Looking into ipw2200 docs, I see the firmware might be in the wrong place. So I checked that, and it's in /lib/firmware, as /etc/hotplug/firmware.agent reads.

And yes, I have hot plug setup into my kernel.

What's wrong?Last edited by stefan.ciobaca on Wed Jan 18, 2006 2:36 pm; edited 1 time in total

----------

## unclecharlie

stefan,

A couple of things to check-

1. Is hotplug running in your default runlevel?

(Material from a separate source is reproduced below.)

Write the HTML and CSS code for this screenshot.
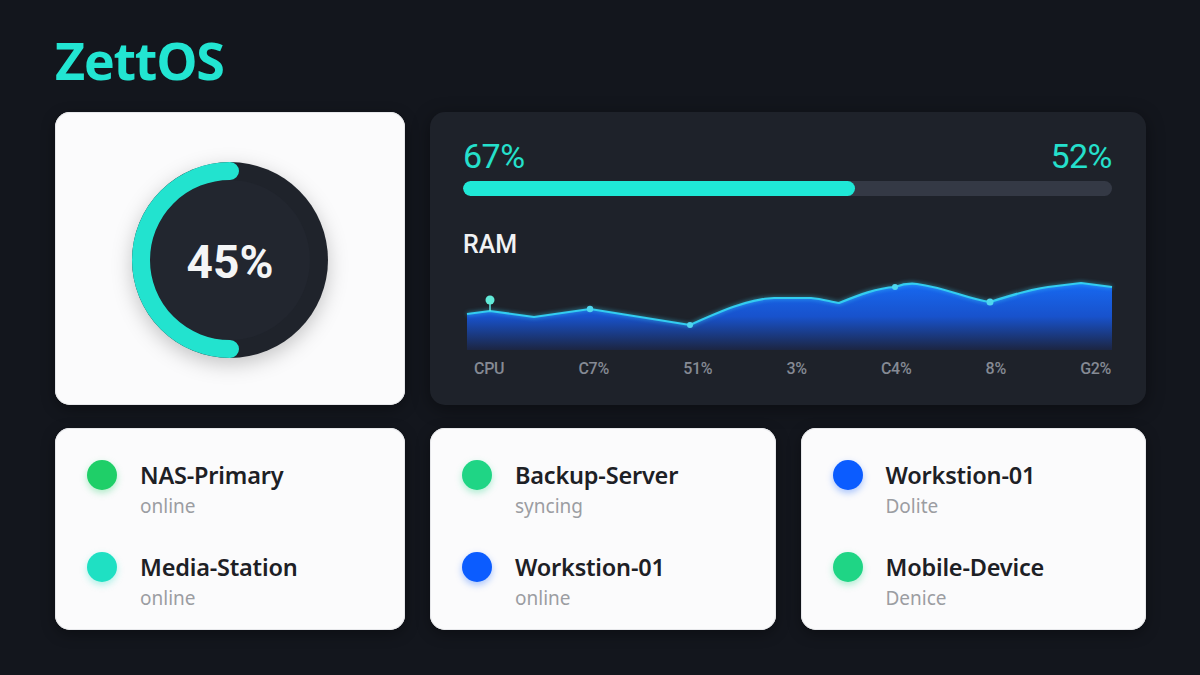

2. What kernel are you running? (If it's 2.6.15 then you don't need the ipw2200 and ieee80211 packages. The inbuilt kernel packages are equivalent. If it's an earlier kernel then you need those packages.)

3. Are you running the right driver? You said you're trying to get your 2195 card working... This suggests you need the ipw2100 driver.  :Wink: 

hope this helps, 

Charlie

----------

## stefan.ciobaca

1. not by default, I think. But modprobe ipw2200 fails (dmesg shows the failure) when done by hand, after /etc/init.d/hotplug start.

2. I'm running 2.6.14-r5.

3. Yes, it's the right driver. I spelled the card name incorrectly. 

06:03.0 Network controller: Intel Corporation PRO/Wireless 2915ABG MiniPCI Adapter (rev 05)

2200 and 2915 both use the ipw2200 driver.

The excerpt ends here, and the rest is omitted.